Charges against man in Randallstown High shooting are dropped

Eight months after turning himself in to face attempted-murder charges in the May shootings at Randallstown High School, Antonio Richard Jackson walked out of the Baltimore County Circuit Courthouse yesterday a free man.

At least for now.


Still unable to locate a witness they describe as essential to their case, county prosecutors dropped all charges against Jackson, 21, of Owings Mills, who was the last of three men scheduled to be tried for the May 7 shootings that left one student partially paralyzed and three others injured after gunfire erupted on the school parking lot as a charity basketball game was letting out.

But prosecutors made clear yesterday that they intend to refile the charges whenever detectives track down that witness, Ronald Patrick Johnson Jr.


"Nobody hides forever," prosecutor Stephen Bailey said. "The police will eventually find Ronald Johnson, and we will try Antonio Jackson."

Accused of bringing to Randallstown High the gun used in the shootings, handing it to one of the shooters and driving the black BMW in which the suspects fled, Jackson was originally scheduled to go on trial in November. But the trial was postponed after authorities could not find Johnson.

A new trial date was set, and jury selection had been scheduled to begin yesterday. That was pre-empted by prosecutors' decision to drop the charges.

"This is just the best day," said Jackson's girlfriend, Keisha Fisher, adding that she was eager for Jackson to return home to their 3-year-old daughter and 1-year-old son. "I just thank God. He works miracles."

Jackson was released by noon. Walking from the Towson courthouse with his girlfriend and lawyer, he declined to comment.

Defense attorney Lawrence B. Rosenberg said his client was thankful to be going home. But the lawyer added that he is disappointed that Jackson was not set free under different circumstances -- a full acquittal.

"Even if they find [Johnson], we're confident that Antonio Jackson didn't do anything improper," he said. "We don't believe he is criminally liable."

Johnson initially was charged with attempted murder in the school shootings, but authorities dropped the charges after determining that no evidence linked him to the crime. Prosecutors said yesterday that he is the only person they know of who can identify Jackson as having been at Randallstown High during the shootings.


Authorities have been searching for Johnson since Nov. 1, when officers could not locate him to serve a summons for the Nov. 10 trials of Jackson and co-defendant Matthew Timothy McCullough. Eight days later, Baltimore County Circuit Judge Patrick Cavanaugh signed an order directing sheriff's deputies to take Johnson into custody when he is found.

Since then, Bailey told Cavanaugh yesterday, more than a dozen officers have been hunting for the witness. They searched more than 50 locations and combed through records from the Motor Vehicle Administration and from state parole, probation and child support offices.
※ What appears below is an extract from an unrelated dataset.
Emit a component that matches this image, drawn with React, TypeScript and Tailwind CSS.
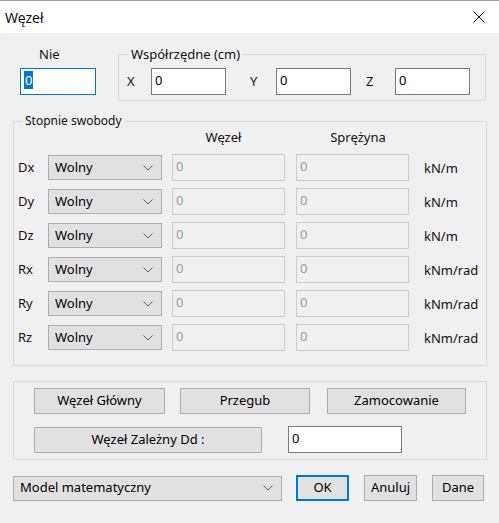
import React from 'react';

const font = "font-['Noto_Sans','Liberation_Sans',sans-serif]";

function Chevron() {
  return (
    <svg width="10" height="6" viewBox="0 0 10 6" fill="none">
      <path d="M0.5 0.5 L5 5 L9.5 0.5" stroke="#5f5f5f" strokeWidth="1" />
    </svg>
  );
}

function Combo({ label, width }: { label: string; width: string }) {
  return (
    <div
      className={`${width} h-[25px] flex items-center justify-between pl-[6px] pr-[8px] bg-[#e1e1e1] border border-[#adadad] text-black`}
    >
      <span>{label}</span>
      <Chevron />
    </div>
  );
}

function Edit({
  value,
  width,
  disabled,
  focused,
}: {
  value: string;
  width: string;
  disabled?: boolean;
  focused?: boolean;
}) {
  const box = disabled
    ? 'bg-[#f0f0f0] border-[#cccccc] text-[#9a9a9a]'
    : focused
      ? 'bg-white border-[#0078d7] text-black'
      : 'bg-white border-[#7a7a7a] text-black';
  return (
    <div className={`${width} h-[27px] border ${box} pl-[3px] pt-[3px] leading-[16px]`}>
      {focused ? <span className="bg-[#0078d7] text-white px-[1px]">{value}</span> : value}
    </div>
  );
}

function Button({
  label,
  width,
  def,
}: {
  label: string;
  width: string;
  def?: boolean;
}) {
  return (
    <div
      className={`${width} h-[26px] flex items-center justify-center bg-[#e1e1e1] text-black ${
        def ? 'border-2 border-[#0078d7]' : 'border border-[#adadad]'
      }`}
    >
      {label}
    </div>
  );
}

const rows = [
  { dof: 'Dx', unit: 'kN/m' },
  { dof: 'Dy', unit: 'kN/m' },
  { dof: 'Dz', unit: 'kN/m' },
  { dof: 'Rx', unit: 'kNm/rad' },
  { dof: 'Ry', unit: 'kNm/rad' },
  { dof: 'Rz', unit: 'kNm/rad' },
];

export default function App() {
  return (
    <div className={`w-[499px] h-[523px] flex flex-col bg-[#f0f0f0] text-[13px] text-[#111] ${font} overflow-hidden`}>
      {/* Title bar */}
      <div className="h-[33px] shrink-0 flex items-center justify-between bg-white border-t border-[#9a9a9a] pl-[5px] pr-[14px]">
        <span className="text-[14px]">Węzeł</span>
        <svg width="12" height="12" viewBox="0 0 12 12">
          <path d="M0.5 0.5 L11.5 11.5 M11.5 0.5 L0.5 11.5" stroke="#111" strokeWidth="1" />
        </svg>
      </div>

      <div className="flex flex-col pl-[13px]">
        {/* Nie + coordinates */}
        <div className="flex mt-[13px]">
          <div className="flex flex-col ml-[7px] w-[76px]">
            <span className="h-[16px] leading-[16px] pl-[19px]">Nie</span>
            <div className="mt-[6px]">
              <Edit value="0" width="w-[76px]" focused />
            </div>
          </div>
          <fieldset className="ml-[22px] w-[368px] border border-[#dcdcdc] pb-[5px]">
            <legend className="ml-[10px] px-[2px] h-[16px] leading-[16px]">Współrzędne (cm)</legend>
            <div className="flex items-center pt-[6px] pl-[8px]">
              <span className="w-[24px]">X</span>
              <Edit value="0" width="w-[75px]" />
              <span className="ml-[24px] w-[26px]">Y</span>
              <Edit value="0" width="w-[75px]" />
              <span className="ml-[15px] w-[29px]">Z</span>
              <Edit value="0" width="w-[75px]" />
            </div>
          </fieldset>
        </div>

        {/* Degrees of freedom */}
        <fieldset className="mt-[12px] w-[474px] border border-[#dcdcdc] pb-[15px]">
          <legend className="ml-[9px] px-[2px] h-[16px] leading-[16px] text-[12px]">Stopnie swobody</legend>
          <div className="flex h-[16px] leading-[16px]">
            <span className="ml-[158px] w-[103px] text-center">Węzeł</span>
            <span className="ml-[21px] w-[124px] text-center">Sprężyna</span>
          </div>
          <div className="flex flex-col gap-[9px] mt-[10px] pl-[4px]">
            {rows.map((r) => (
              <div key={r.dof} className="flex items-center h-[25px]">
                <span className="w-[30px]">{r.dof}</span>
                <Combo label="Wolny" width="w-[114px]" />
                <div className="ml-[10px]">
                  <Edit value="0" width="w-[113px]" disabled />
                </div>
                <div className="ml-[11px]">
                  <Edit value="0" width="w-[113px]" disabled />
                </div>
                <span className="ml-[15px] mt-[3px]">{r.unit}</span>
              </div>
            ))}
          </div>
        </fieldset>

        {/* Node type buttons */}
        <fieldset className="mt-[15px] w-[474px] border border-[#dcdcdc] pt-[6px] pb-[6px] pl-[20px]">
          <div className="flex">
            <Button label="Węzeł Główny" width="w-[131px]" />
            <div className="ml-[15px]">
              <Button label="Przegub" width="w-[130px]" />
            </div>
            <div className="ml-[17px]">
              <Button label="Zamocowanie" width="w-[139px]" />
            </div>
          </div>
          <div className="flex items-center mt-[12px]">
            <Button label="Węzeł Zależny Dd :" width="w-[228px]" />
            <div className="ml-[26px]">
              <Edit value="0" width="w-[114px]" />
            </div>
          </div>
        </fieldset>

        {/* Bottom row */}
        <div className="flex items-center mt-[15px]">
          <Combo label="Model matematyczny" width="w-[269px]" />
          <div className="ml-[14px]">
            <Button label="OK" width="w-[53px]" def />
          </div>
          <div className="ml-[15px]">
            <Button label="Anuluj" width="w-[53px]" />
          </div>
          <div className="ml-[15px]">
            <Button label="Dane" width="w-[52px]" />
          </div>
        </div>
      </div>
    </div>
  );
}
They also checked databases that track criminal arrests and wages paid out by the state government for any hint of Johnson's whereabouts.
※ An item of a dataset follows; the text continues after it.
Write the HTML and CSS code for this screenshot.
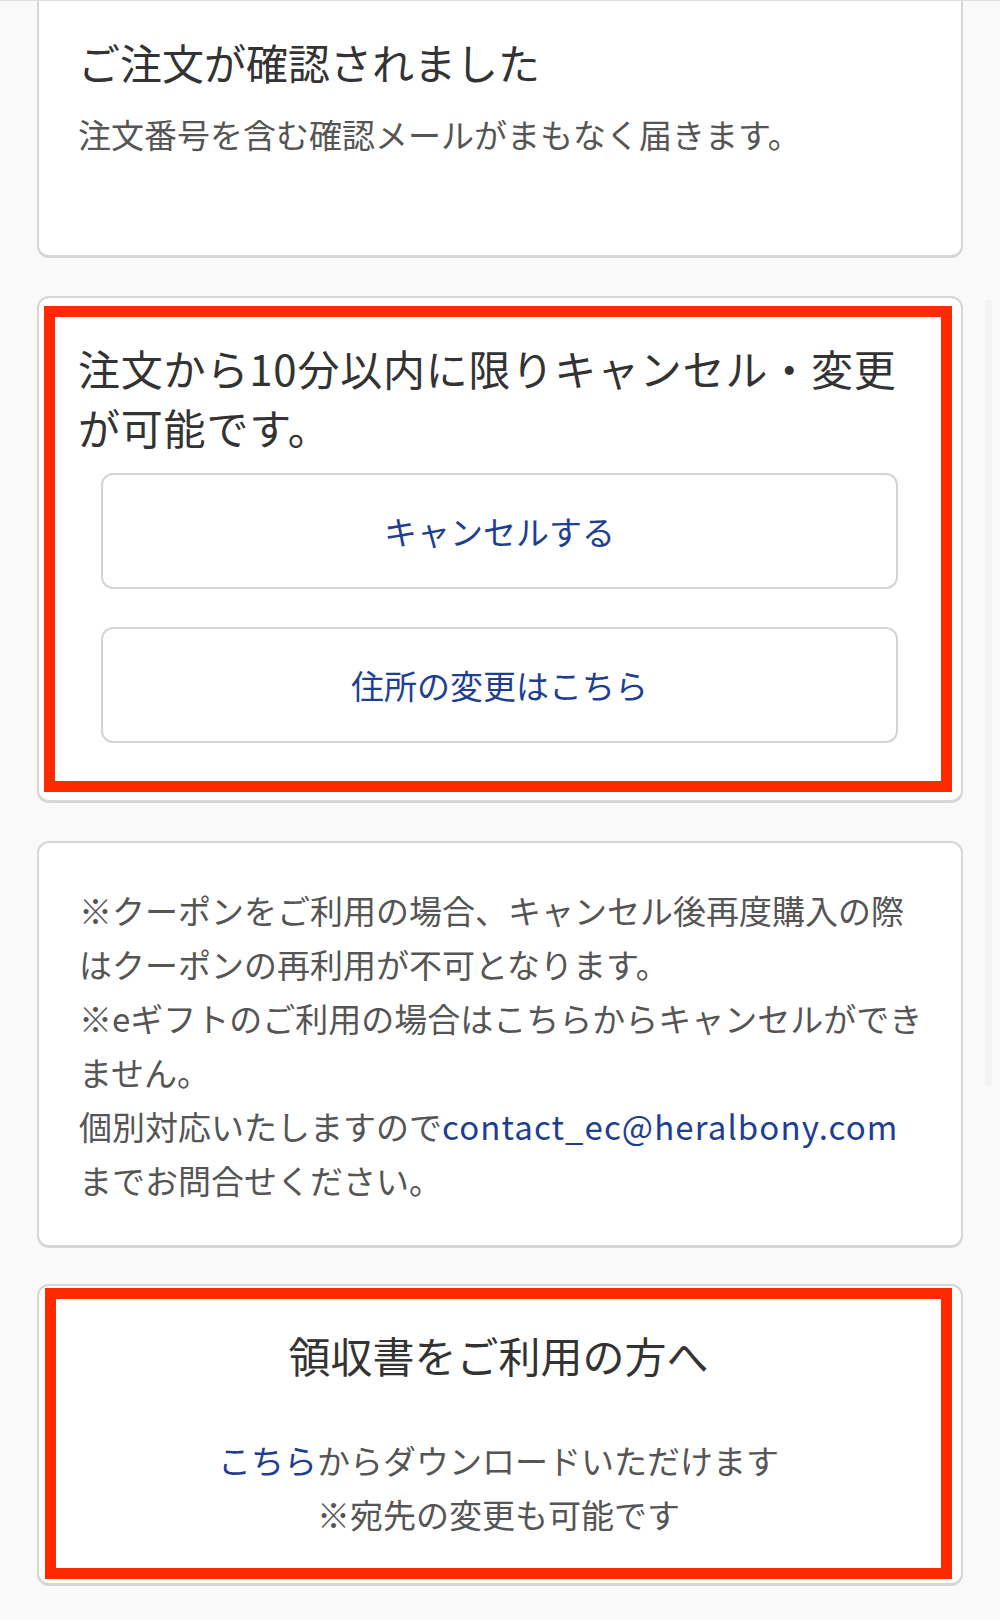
FILE: index.html
```html
<!DOCTYPE html>
<html lang="ja">
<head>
    <meta charset="UTF-8">
    <meta name="viewport" content="width=device-width, initial-scale=1.0">
    <title>ご注文完了</title>
    <link rel="stylesheet" href="styles.css">
</head>
<body>
    <div class="scroll-track"></div>
    <div id="page">
        <section class="card card-first">
            <h1 class="card-title">ご注文が確認されました</h1>
            <p class="card-text">注文番号を含む確認メールがまもなく届きます。</p>
        </section>

        <section class="card">
            <div class="highlight highlight-cancel">
                <h2 class="card-title cancel-title">注文から10分以内に限りキャンセル・変更が可能です。</h2>
                <div class="actions">
                    <a class="action-button" href="#">キャンセルする</a>
                    <a class="action-button" href="#">住所の変更はこちら</a>
                </div>
            </div>
        </section>

        <section class="card card-notes">
            <p class="card-text">
                ※クーポンをご利用の場合、キャンセル後再度購入の際はクーポンの再利用が不可となります。<br>
                ※eギフトのご利用の場合はこちらからキャンセルができません。<br>
                個別対応いたしますので<a class="link email" href="mailto:contact_ec@heralbony.com">contact_ec@heralbony.com</a><br>
                までお問合せください。
            </p>
        </section>

        <section class="card card-receipt">
            <div class="highlight highlight-receipt">
                <h2 class="card-title receipt-title">領収書をご利用の方へ</h2>
                <p class="card-text receipt-text">
                    <a class="link" href="#">こちら</a>からダウンロードいただけます<br>
                    ※宛先の変更も可能です
                </p>
            </div>
        </section>
    </div>
</body>
</html>
```

FILE: styles.css
```css
body {
    font-family: "Noto Sans CJK JP", "Noto Sans", sans-serif;
    background-color: #f9f9f9;
    color: #333;
    margin: 0;
    padding: 0;
}

#page {
    border-top: 1px solid #dedede;
    padding: 0 37px;
}

.scroll-track {
    position: absolute;
    left: 985px;
    top: 300px;
    width: 7px;
    height: 785px;
    background-color: #f2f2f2;
}

.card {
    position: relative;
    background-color: white;
    border: 2px solid #d6d6d6;
    border-bottom-width: 3px;
    border-radius: 12px;
    margin-top: 38px;
}

.card-first {
    margin-top: 0;
    border-top: none;
    border-radius: 0 0 12px 12px;
    padding: 31px 30px 94px 39px;
}

.card-title {
    font-size: 42px;
    font-weight: 400;
    line-height: 60px;
    color: #333;
    margin: 0;
}

.cancel-title {
    line-height: 59px;
    letter-spacing: 0.8px;
}

.card-text {
    font-size: 33px;
    line-height: 54px;
    color: #555;
    margin: 15px 0 0;
}

.highlight {
    border: 11px solid #ff2a00;
}

.highlight-cancel {
    margin: 8px 9px 8px 5px;
    padding: 21px 20px 38px 23px;
}

.actions {
    display: flex;
    flex-direction: column;
    gap: 38px;
    margin: 17px 23px 0 23px;
}

.action-button {
    display: flex;
    align-items: center;
    justify-content: center;
    height: 112px;
    border: 2px solid #d4d4d4;
    border-radius: 12px;
    font-size: 33px;
    color: #1e3f91;
    text-decoration: none;
}

.card-notes {
    padding: 40px 30px 38px 40px;
}

.card-notes .card-text {
    margin: 0;
}

.link {
    color: #1e3f91;
    text-decoration: none;
}

.email {
    letter-spacing: 1.1px;
}

.card-receipt {
    margin-top: 36px;
}

.highlight-receipt {
    margin: 2px 9px 4px 6px;
    padding: 26px 20px 27px;
    text-align: center;
}

.receipt-title {
    line-height: 60px;
}

.receipt-text {
    margin-top: 48px;
    line-height: 54px;
}
```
Bailey told the judge that authorities believe the witness is in hiding because he does not want to testify against his friends, not that he has been the victim of foul play or that he fears for his safety.

Two men already were convicted in the shootings that left William "Tippa" Thomas III paralyzed from the waist down and also injured Alexander Brown, Marcus McLain and Andre Mellerson.

Tyrone D. Brown, 24, pleaded guilty in September to attempted second-degree murder and a handgun charge, and was sentenced to 50 years in prison. McCullough, 18, was acquitted in November of attempted-murder charges but convicted of assault. He is scheduled to be sentenced this month.